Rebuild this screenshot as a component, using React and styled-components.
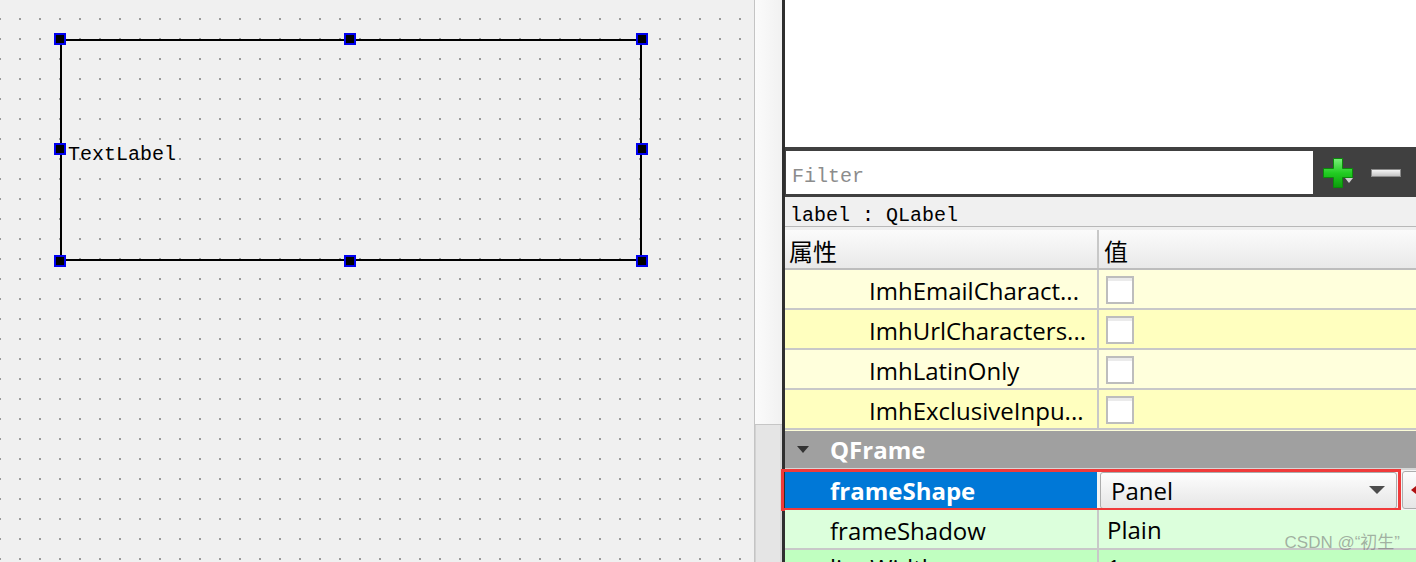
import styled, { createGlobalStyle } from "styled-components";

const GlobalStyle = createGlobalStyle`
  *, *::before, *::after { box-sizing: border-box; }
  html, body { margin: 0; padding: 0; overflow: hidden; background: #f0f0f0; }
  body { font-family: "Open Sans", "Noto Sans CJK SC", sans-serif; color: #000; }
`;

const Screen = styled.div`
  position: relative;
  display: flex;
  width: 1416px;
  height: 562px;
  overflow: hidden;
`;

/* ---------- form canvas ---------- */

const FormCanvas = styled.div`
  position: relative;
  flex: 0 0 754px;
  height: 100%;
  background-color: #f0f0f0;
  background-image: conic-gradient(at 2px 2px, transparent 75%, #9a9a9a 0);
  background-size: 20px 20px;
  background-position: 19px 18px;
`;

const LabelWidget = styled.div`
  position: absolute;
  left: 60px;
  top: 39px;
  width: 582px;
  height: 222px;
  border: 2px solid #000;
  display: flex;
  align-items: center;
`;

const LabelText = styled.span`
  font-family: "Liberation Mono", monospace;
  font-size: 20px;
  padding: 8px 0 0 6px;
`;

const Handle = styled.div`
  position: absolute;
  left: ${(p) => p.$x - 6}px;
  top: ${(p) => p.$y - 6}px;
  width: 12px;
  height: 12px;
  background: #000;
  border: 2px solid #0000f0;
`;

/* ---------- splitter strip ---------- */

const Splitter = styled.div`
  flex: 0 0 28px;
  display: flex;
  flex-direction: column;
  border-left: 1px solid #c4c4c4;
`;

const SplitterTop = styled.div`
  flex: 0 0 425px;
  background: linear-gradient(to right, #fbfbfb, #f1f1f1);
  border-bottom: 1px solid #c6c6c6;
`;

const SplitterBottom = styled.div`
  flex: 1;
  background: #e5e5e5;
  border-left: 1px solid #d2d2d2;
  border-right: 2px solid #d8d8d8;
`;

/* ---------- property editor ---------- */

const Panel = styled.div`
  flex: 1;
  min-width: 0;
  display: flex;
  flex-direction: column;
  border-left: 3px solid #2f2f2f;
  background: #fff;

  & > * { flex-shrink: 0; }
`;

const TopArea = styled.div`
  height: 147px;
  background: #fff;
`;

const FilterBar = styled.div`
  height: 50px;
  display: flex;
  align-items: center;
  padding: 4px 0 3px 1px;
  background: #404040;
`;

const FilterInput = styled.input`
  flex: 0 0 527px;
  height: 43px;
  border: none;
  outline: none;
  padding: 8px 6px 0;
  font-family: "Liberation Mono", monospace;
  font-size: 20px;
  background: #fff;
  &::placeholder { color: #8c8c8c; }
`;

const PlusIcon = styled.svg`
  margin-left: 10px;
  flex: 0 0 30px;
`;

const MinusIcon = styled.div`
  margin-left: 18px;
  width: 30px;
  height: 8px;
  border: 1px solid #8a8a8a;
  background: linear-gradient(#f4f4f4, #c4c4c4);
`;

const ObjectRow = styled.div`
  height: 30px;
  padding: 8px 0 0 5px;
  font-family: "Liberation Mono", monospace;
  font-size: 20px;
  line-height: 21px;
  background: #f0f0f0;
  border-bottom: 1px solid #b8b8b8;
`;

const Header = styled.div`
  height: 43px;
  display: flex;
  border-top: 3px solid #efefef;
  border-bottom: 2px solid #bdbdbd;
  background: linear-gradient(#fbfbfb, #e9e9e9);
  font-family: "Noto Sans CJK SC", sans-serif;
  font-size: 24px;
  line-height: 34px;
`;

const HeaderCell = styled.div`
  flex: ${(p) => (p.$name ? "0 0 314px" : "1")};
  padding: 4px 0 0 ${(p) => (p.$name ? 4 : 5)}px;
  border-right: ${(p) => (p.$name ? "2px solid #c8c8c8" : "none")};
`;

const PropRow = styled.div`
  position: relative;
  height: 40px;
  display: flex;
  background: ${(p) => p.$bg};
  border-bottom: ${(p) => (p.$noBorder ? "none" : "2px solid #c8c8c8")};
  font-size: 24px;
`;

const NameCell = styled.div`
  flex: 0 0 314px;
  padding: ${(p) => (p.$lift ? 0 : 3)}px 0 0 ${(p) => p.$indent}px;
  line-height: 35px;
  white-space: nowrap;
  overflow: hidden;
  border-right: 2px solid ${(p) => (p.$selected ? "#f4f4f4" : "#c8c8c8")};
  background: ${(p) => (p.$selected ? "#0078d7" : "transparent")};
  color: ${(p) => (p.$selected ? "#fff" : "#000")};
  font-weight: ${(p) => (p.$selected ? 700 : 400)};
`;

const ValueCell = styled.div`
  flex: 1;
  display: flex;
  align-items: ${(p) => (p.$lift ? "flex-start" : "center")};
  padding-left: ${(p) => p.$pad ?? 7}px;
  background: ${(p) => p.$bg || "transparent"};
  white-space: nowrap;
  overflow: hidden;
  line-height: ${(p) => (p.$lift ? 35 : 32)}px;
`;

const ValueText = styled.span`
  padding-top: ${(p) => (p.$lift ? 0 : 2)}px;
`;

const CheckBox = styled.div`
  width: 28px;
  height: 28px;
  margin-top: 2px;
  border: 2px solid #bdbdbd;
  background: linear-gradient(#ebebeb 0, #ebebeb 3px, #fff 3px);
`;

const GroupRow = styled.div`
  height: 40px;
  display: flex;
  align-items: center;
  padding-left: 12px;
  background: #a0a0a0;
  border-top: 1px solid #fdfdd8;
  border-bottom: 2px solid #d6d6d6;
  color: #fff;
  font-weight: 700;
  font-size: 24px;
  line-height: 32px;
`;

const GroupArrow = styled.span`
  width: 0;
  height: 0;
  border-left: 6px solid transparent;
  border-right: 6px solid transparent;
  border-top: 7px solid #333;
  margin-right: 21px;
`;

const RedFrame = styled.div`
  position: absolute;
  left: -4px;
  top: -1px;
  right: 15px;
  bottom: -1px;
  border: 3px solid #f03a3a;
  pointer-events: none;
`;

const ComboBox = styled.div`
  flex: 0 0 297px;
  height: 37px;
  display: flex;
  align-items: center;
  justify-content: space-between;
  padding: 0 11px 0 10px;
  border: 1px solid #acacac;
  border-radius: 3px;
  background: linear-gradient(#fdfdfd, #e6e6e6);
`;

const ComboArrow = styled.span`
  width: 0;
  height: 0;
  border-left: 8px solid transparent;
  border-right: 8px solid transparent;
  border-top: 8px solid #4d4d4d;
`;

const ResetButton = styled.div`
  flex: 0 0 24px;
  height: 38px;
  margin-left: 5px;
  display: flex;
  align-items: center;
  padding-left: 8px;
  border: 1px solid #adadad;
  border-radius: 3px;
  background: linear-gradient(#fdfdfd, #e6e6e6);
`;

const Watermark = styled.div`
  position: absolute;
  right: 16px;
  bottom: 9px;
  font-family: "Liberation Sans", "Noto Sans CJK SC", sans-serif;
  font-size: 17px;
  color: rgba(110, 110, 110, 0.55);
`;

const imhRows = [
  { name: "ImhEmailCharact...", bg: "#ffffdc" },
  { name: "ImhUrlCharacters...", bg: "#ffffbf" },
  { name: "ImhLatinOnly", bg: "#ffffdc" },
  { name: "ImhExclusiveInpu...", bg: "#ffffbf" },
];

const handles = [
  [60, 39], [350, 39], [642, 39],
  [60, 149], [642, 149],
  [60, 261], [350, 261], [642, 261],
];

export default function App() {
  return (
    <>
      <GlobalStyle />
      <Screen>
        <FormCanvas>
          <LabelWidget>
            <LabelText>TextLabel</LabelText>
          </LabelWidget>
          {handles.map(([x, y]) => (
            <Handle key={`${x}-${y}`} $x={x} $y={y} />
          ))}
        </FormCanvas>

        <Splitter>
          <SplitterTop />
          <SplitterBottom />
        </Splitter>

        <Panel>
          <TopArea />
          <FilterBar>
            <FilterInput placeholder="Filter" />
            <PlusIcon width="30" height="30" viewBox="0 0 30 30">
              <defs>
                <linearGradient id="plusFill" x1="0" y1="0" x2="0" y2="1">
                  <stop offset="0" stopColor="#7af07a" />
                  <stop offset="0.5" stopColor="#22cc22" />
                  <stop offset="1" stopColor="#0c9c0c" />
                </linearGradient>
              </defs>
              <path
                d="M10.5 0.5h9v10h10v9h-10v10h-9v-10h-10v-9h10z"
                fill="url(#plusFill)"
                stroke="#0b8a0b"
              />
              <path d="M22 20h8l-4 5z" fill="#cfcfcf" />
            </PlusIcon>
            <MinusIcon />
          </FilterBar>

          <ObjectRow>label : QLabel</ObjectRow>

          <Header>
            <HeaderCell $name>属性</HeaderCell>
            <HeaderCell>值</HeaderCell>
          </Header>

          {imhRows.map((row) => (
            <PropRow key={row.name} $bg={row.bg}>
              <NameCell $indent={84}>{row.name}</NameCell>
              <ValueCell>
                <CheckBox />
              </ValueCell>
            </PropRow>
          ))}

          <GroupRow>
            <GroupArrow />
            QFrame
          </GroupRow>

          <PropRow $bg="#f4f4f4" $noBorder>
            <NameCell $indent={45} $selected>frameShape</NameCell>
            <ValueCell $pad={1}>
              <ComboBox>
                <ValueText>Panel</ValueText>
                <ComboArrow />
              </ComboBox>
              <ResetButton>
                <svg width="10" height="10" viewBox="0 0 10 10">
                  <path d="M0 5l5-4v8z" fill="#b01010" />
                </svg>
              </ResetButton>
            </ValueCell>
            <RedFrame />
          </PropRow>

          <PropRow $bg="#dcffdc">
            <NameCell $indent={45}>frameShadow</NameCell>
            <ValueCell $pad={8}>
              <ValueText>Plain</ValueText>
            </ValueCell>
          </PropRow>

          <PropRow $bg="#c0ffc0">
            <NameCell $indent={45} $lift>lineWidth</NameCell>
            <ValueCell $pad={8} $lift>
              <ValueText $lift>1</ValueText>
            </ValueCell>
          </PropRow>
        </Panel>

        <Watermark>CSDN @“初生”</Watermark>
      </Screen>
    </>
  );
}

* * *

Task prompt -> Go from the first line of the listing to the line holding "canvas ---------- */" and, please, transcribe those lines exactly, both included, with no pictures.

Exercise solution ->
Rebuild this screenshot as a component, using React and styled-components.
import styled, { createGlobalStyle } from "styled-components";

const GlobalStyle = createGlobalStyle`
  *, *::before, *::after { box-sizing: border-box; }
  html, body { margin: 0; padding: 0; overflow: hidden; background: #f0f0f0; }
  body { font-family: "Open Sans", "Noto Sans CJK SC", sans-serif; color: #000; }
`;

const Screen = styled.div`
  position: relative;
  display: flex;
  width: 1416px;
  height: 562px;
  overflow: hidden;
`;

/* ---------- form canvas ---------- */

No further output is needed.